start Information provided
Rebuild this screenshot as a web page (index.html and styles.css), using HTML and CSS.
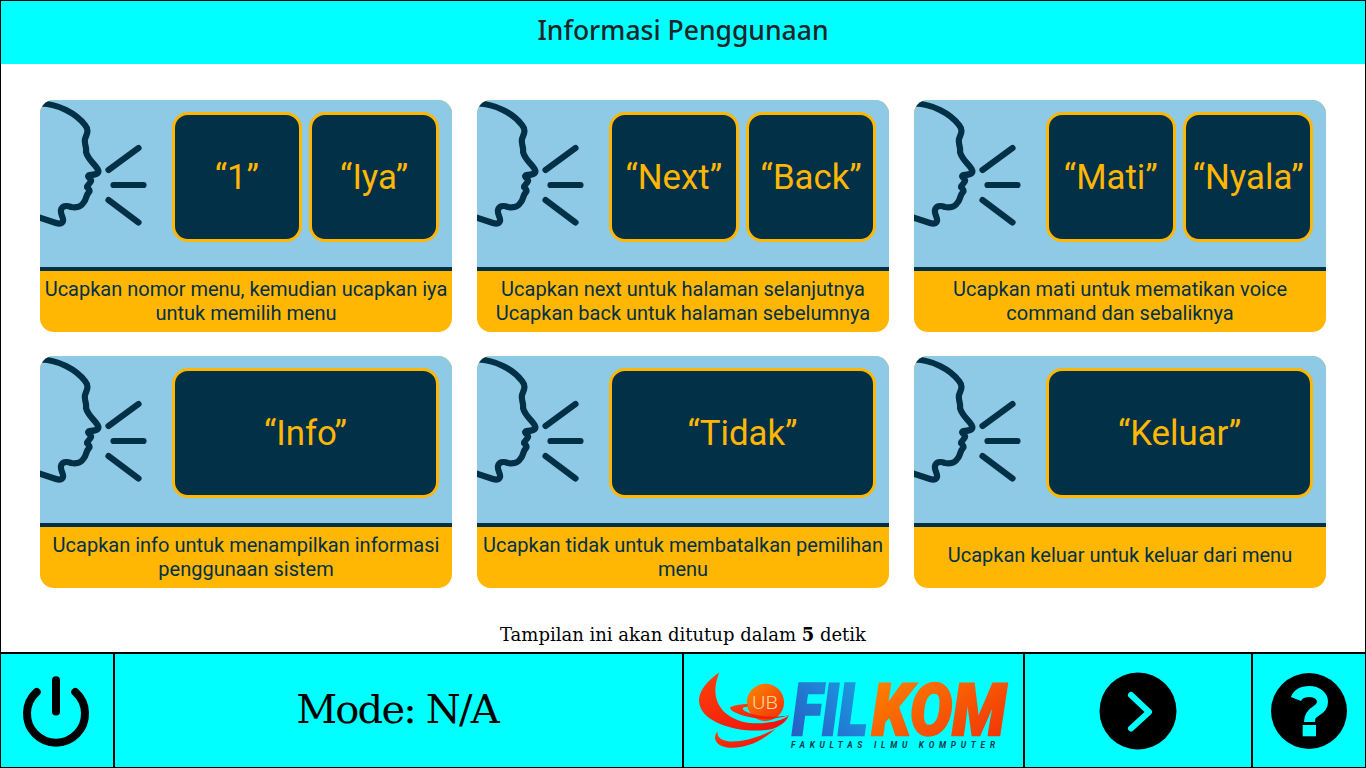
FILE: index.html
```html
<!DOCTYPE html>
<html lang="en">
<head>
  <meta charset="utf-8" />
  <title>Informasi Penggunaan</title>
  <link rel="stylesheet" href="styles.css">
</head>
<body>
  <svg class="defs" width="0" height="0">
    <defs>
      <symbol id="face" viewBox="0 0 110 130">
        <path class="face-line" d="M1 3.500C18 4 36 13 45 25C50 31 46 35 45 39C44 44 47 48 46 52C48 60 56 65 58 70C60 74 54 75 49 75C46 77 52 79 51 81C50 84 47 85 47 87C49 89 50 91 49 92C46 95 46 100 44 102C41 107 36 108 31 107C26 105 22 106 21 110C20 114 24 118 23 121C22 124 19 124 16 123L-2 117"/>
        <path class="face-line" d="M68.500 70L98.500 48M73.500 85H103.500M68.500 100L98.500 122.500"/>
      </symbol>
      <linearGradient id="logo-blue" x1="0" y1="1" x2="1" y2="0">
        <stop offset="0" stop-color="#2a55c0"/>
        <stop offset="0.6" stop-color="#1f86d8"/>
        <stop offset="1" stop-color="#12a8dc"/>
      </linearGradient>
      <linearGradient id="logo-orange" x1="0" y1="0" x2="1" y2="1">
        <stop offset="0" stop-color="#ff8a00"/>
        <stop offset="1" stop-color="#f02a08"/>
      </linearGradient>
      <linearGradient id="logo-red" x1="0" y1="0" x2="1" y2="1">
        <stop offset="0" stop-color="#ff4208"/>
        <stop offset="1" stop-color="#ee0e0e"/>
      </linearGradient>
    </defs>
  </svg>

  <header class="top-bar">Informasi Penggunaan</header>

  <main class="content">
    <section class="card-grid">
      <article class="card">
        <div class="card-top">
          <svg class="face"><use href="#face"/></svg>
          <div class="keys">
            <div class="key">“1”</div>
            <div class="key">“Iya”</div>
          </div>
        </div>
        <p class="card-desc">Ucapkan nomor menu, kemudian ucapkan iya untuk memilih menu</p>
      </article>
      <article class="card">
        <div class="card-top">
          <svg class="face"><use href="#face"/></svg>
          <div class="keys">
            <div class="key">“Next”</div>
            <div class="key">“Back”</div>
          </div>
        </div>
        <p class="card-desc"><span>Ucapkan next untuk halaman selanjutnya<br>Ucapkan back untuk halaman sebelumnya</span></p>
      </article>
      <article class="card">
        <div class="card-top">
          <svg class="face"><use href="#face"/></svg>
          <div class="keys">
            <div class="key">“Mati”</div>
            <div class="key">“Nyala”</div>
          </div>
        </div>
        <p class="card-desc">Ucapkan mati untuk mematikan voice command dan sebaliknya</p>
      </article>
      <article class="card">
        <div class="card-top">
          <svg class="face"><use href="#face"/></svg>
          <div class="keys">
            <div class="key key-wide">“Info”</div>
          </div>
        </div>
        <p class="card-desc">Ucapkan info untuk menampilkan informasi penggunaan sistem</p>
      </article>
      <article class="card">
        <div class="card-top">
          <svg class="face"><use href="#face"/></svg>
          <div class="keys">
            <div class="key key-wide">“Tidak”</div>
          </div>
        </div>
        <p class="card-desc">Ucapkan tidak untuk membatalkan pemilihan menu</p>
      </article>
      <article class="card">
        <div class="card-top">
          <svg class="face"><use href="#face"/></svg>
          <div class="keys">
            <div class="key key-wide">“Keluar”</div>
          </div>
        </div>
        <p class="card-desc card-desc-single">Ucapkan keluar untuk keluar dari menu</p>
      </article>
    </section>
    <p class="close-note">Tampilan ini akan ditutup dalam <strong>5</strong> detik</p>
  </main>

  <footer class="bottom-bar">
    <div class="cell">
      <svg class="power" width="72" height="76" viewBox="0 0 72 76">
        <path d="M15.700 19A29 29 0 1 0 54.300 19"/>
        <path d="M35 7.200V38.500"/>
      </svg>
    </div>
    <div class="cell mode">Mode: N/A</div>
    <div class="cell">
      <svg class="logo" width="340" height="113" viewBox="0 0 1020 339">
        <circle cx="245" cy="145" r="56" fill="url(#logo-orange)"/>
        <text class="logo-ub" x="205" y="166" textLength="78" lengthAdjust="spacingAndGlyphs">UB</text>
        <path fill="url(#logo-red)" d="M106 55C62 85 38 122 47 152C62 214 182 240 262 226C288 218 306 206 316 184C290 204 240 212 192 206C130 196 68 150 106 55Z"/>
        <path fill="url(#logo-red)" d="M138 160C155 152 175 150 192 150L192 158C176 158 172 164 182 170C210 186 260 194 316 184C270 200 210 196 170 182C152 176 140 170 138 160Z"/>
        <path fill="url(#logo-red)" d="M102 232C84 250 94 276 130 281C192 286 242 256 276 224C236 246 180 266 132 262C108 258 98 246 102 232Z"/>
        <text class="logo-name" transform="translate(326 243) scale(.77 1)" fill="url(#logo-blue)" stroke="url(#logo-blue)">FIL</text>
        <text class="logo-name" transform="translate(565 243) scale(.87 1)" fill="url(#logo-orange)" stroke="url(#logo-orange)">KOM</text>
        <text class="logo-sub" x="322" y="281" textLength="614">FAKULTAS ILMU KOMPUTER</text>
      </svg>
    </div>
    <div class="cell">
      <svg width="78" height="78" viewBox="0 0 78 78">
        <circle cx="39" cy="39" r="38.500"/>
        <path class="icon-stroke" d="M32 23L50 40L32 56.500"/>
      </svg>
    </div>
    <div class="cell">
      <svg width="78" height="78" viewBox="0 0 78 78">
        <circle cx="39" cy="39" r="38"/>
        <path class="icon-stroke icon-help" d="M26 27C28 22 33 19.500 39.500 19.500C47 19.500 52.500 24 52.500 30C52.500 34.500 49.500 37 46 39C41 42 39.500 44.500 39.500 50"/>
        <rect class="icon-fill" x="32.700" y="53" width="13.300" height="11.300"/>
      </svg>
    </div>
  </footer>
</body>
</html>
```

FILE: styles.css
```css
* { box-sizing: border-box; }
html, body { margin: 0; padding: 0; }
body {
  width: 1366px;
  height: 768px;
  display: flex;
  flex-direction: column;
  overflow: hidden;
  background: #fff;
  font-family: "Roboto", sans-serif;
}
.defs { position: absolute; }

.top-bar {
  height: 64px;
  display: flex;
  align-items: center;
  justify-content: center;
  padding-bottom: 6px;
  background: #0ff;
  border: 1px solid #000;
  border-bottom: 0;
  font-family: "Noto Sans", sans-serif;
  font-size: 26.500px;
  font-weight: 500;
  color: #212529;
}

.content {
  flex: 1;
  display: flex;
  flex-direction: column;
  padding: 36px 39px 0;
  border-left: 1px solid #000;
  border-right: 1px solid #000;
}
.card-grid {
  display: grid;
  grid-template-columns: repeat(3, 412px);
  grid-auto-rows: 232px;
  column-gap: 25px;
  row-gap: 24px;
}
.card {
  display: flex;
  flex-direction: column;
  border-radius: 14px;
  overflow: hidden;
  background: #ffb703;
}
.card-top {
  height: 171px;
  display: flex;
  justify-content: space-between;
  padding: 12px 13px 0 0;
  background: #8ecae6;
  border-bottom: 4px solid #023047;
}
.face {
  width: 110px;
  height: 130px;
  margin-top: -12px;
}
.face-line {
  fill: none;
  stroke: #023047;
  stroke-width: 6.200;
  stroke-linecap: round;
  stroke-linejoin: round;
}
.keys {
  width: 267px;
  height: 130px;
  display: grid;
  grid-template-columns: 129.600px 129.600px;
  column-gap: 7.800px;
}
.key {
  display: flex;
  align-items: center;
  justify-content: center;
  background: #023047;
  border: 3px solid #ffb703;
  border-radius: 16px;
  color: #ffb703;
  font-size: 34.800px;
}
.key-wide { grid-column: span 2; }
.card-desc {
  flex: 1;
  display: flex;
  align-items: center;
  justify-content: center;
  margin: 0;
  padding: 0 4px 2px;
  text-align: center;
  font-size: 20px;
  line-height: 24px;
  color: #023047;
}
.card-desc-single { padding-bottom: 6px; }

.close-note {
  margin: 36px 0 0;
  text-align: center;
  font-family: "DejaVu Serif", serif;
  font-size: 18px;
  line-height: 22px;
  color: #000;
}

.bottom-bar {
  height: 116px;
  display: grid;
  grid-template-columns: 112px 569px 341px 228px 1fr;
  background: #0ff;
  border: 1px solid #000;
  border-top: 2px solid #000;
}
.cell {
  display: flex;
  align-items: center;
  justify-content: center;
  border-left: 2px solid #000;
}
.cell:first-child { border-left: 0; }
.mode {
  padding: 0 3px 3px 0;
  font-family: "DejaVu Serif", serif;
  font-size: 40px;
  letter-spacing: -1.800px;
  color: #000;
}
.power {
  fill: none;
  stroke: #000;
  stroke-width: 8;
  stroke-linecap: round;
}
.icon-stroke {
  fill: none;
  stroke: #0ff;
  stroke-width: 6;
  stroke-linecap: round;
  stroke-linejoin: round;
}
.icon-help {
  stroke-width: 11;
  stroke-linecap: butt;
  stroke-linejoin: miter;
}
.icon-fill { fill: #0ff; }

.logo-ub {
  font-family: "Roboto", sans-serif;
  font-size: 56px;
  font-weight: 300;
  fill: #ffd9a0;
}
.logo-name {
  font-family: "Roboto", sans-serif;
  font-size: 218px;
  font-weight: 900;
  font-style: italic;
  stroke-width: 7;
}
.logo-sub {
  font-family: "Roboto", sans-serif;
  font-size: 25px;
  font-weight: 700;
  font-style: italic;
  fill: #123a4a;
}
```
end Information provided
Exercise | Reproduce each line holding the word "styles".

Final result |
Rebuild this screenshot as a web page (index.html and styles.css), using HTML and CSS.
  <link rel="stylesheet" href="styles.css">
FILE: styles.css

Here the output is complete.